Saturday, December 06, 2008

Art at BYU and the Worth of Words

With the recent backpedaling of the LDS church on the issue of "certain rights" for our families, my view of the organization has changed. I once viewed the organization as just a bunch people in a tough position under yet another strong meme's weight, trying to do what's right. History is full of such folks and I've a hard time blaming them.

It seems some wrong, though, in one way or another, is being consciously excused now. It seems they did a political calculation and decided they had to throw us a bone in some states so as to not appear against equal rights even when they were, for PR reasons. That leaked internal LDS memo already revealed as much, I guess, and I should have known. It's just difficult to actually see people act that way, particularly when you know first hand how well people of various and diverging groups could get along in a straight forward manner.

I guess the annoyance is that the harmful political actions are more than enough. The refusal to take responsibility for how they so directly hurt families and then to claim the organization is fine with some rights for our homes in CA and then refuse to live up to those words where it's not politically necessary to do so, here in Utah, is added to injury. It's an attempt to use the appearance of good, pro-equal rights, in order to do legal harm and I'm sure many Californian LDS voted for Proposition 8 under the impression they, as their church told them, were not hurting anything but, possibly, some percentage of the gay community's feelings; I've read several of such account.

Now, though, I'm beginning to look at their talk of love and inclusion the same way as their talk of rights and respect.

I just read this blog post by Michael. It's about his art project at BYU:
"These portraits are of BYU students who identify themselves as homosexual and a person that supports them. This support person could be a family member, friend or may also identify themselves as homosexual and both people may provide support to each other.
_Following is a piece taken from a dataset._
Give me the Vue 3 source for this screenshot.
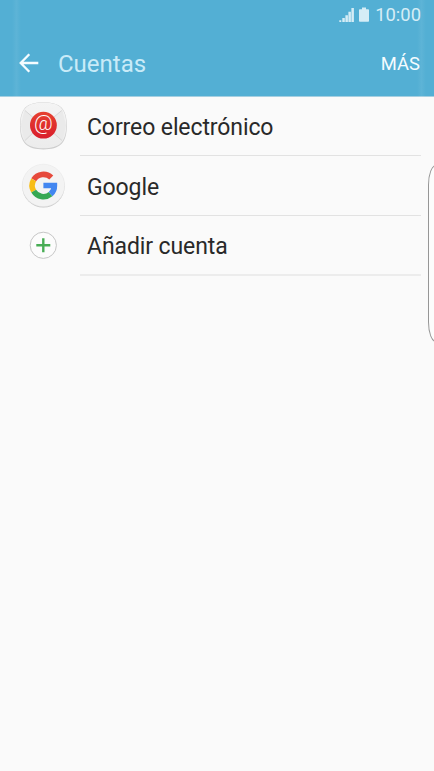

I have not included labels with these portraits as I feel that labels only create separation and division and further ungrounded stereotypes. We never know who may identify themselves as homosexual and I felt that not labeling these images would force us as a society to question what it is to be homosexual."
The message behind such an exhibit seems to be quite a smart and potent message of love and inclusion, two things the LDS press releases and pamphlets have been ostensibly offering gay members. These were not images advocating gay sex or anything near that; to me, they just seemed to say gay people exist and they are part of our community.

The message behind its censorship by those in charge, though, is another potent message.

The LDS organization has gotten good PR out of their moves away from their harsher past, even in the gay community, but when the actions don't match the rhetoric, it seems to show the nice rhetoric to be a simple tool of PR; "love" along with "certain rights" are used to deny equal rights and to continue promoting the idea that merely being gay is something you don't want in your group. It's a tragedy when words like love, respect, and civility are used this way.

I should say, I'm sure this is changing. I'm sure some Bishops are great nowadays and many other members are too; I know and very much respect such folks. It is just becoming more and more difficult to hear the official press releases without increasing skepticism, without wondering if even the person composing them believes what they say in the carefully selected words regarding homosexuality.

Personally, I'd bet those in charge who decided to censor this work did so because they are afraid of the consequences of BYU's new inclusion of gay individuals; they want it in sentiment but practice is another issue. I suspect what I said might soon be coming last year after their change in the Honor Code with respect to gays is right on time--I should have put money on it :-)--the fact that such an exhibit made it up at all may be evidence of that. They probably can see they are being pulled by a power bigger than any one person or organization or community, and I'm pretty sure it'll bring them where they, for now, don't want to end up, at unqualified love and equal rights.

So, actually, maybe such a bit of resistance is, while I'm sure it hurts, a good sign? It is a sign that they see what we see; it's not just me. Open gay people, even if they follow all the LDS rules and support the LDS organization completely, are a threat to the old guard and old way; they are a step along the way and, again, as I posted in April of 2007, the line has been moved and is moving; there are new good cops and new bad cops now. But putting them back in the closet would be putting the genii back in the bottle.

It will just be interesting to see how this and future conflicts play out.

3 comments:

Guy said...

I'm embarrassed to tell people I graduated from BYU. Once, let alone twice. I didn't learn enough the first time, I guess, though I did rush to get out and away the second time, that's for sure (as I'd finally met someone else gay and came out)...

Scot said...

Hey, there's a many a man in this town who met their husband at BYU; it can't be all bad :-).

Guy said...

That's true, yours truly included, although we were such clueless "late bloomers" that we each didn't know the other was gay until 10 years later. And the educational experience was actually pretty good, I just can never imagine being there ever again.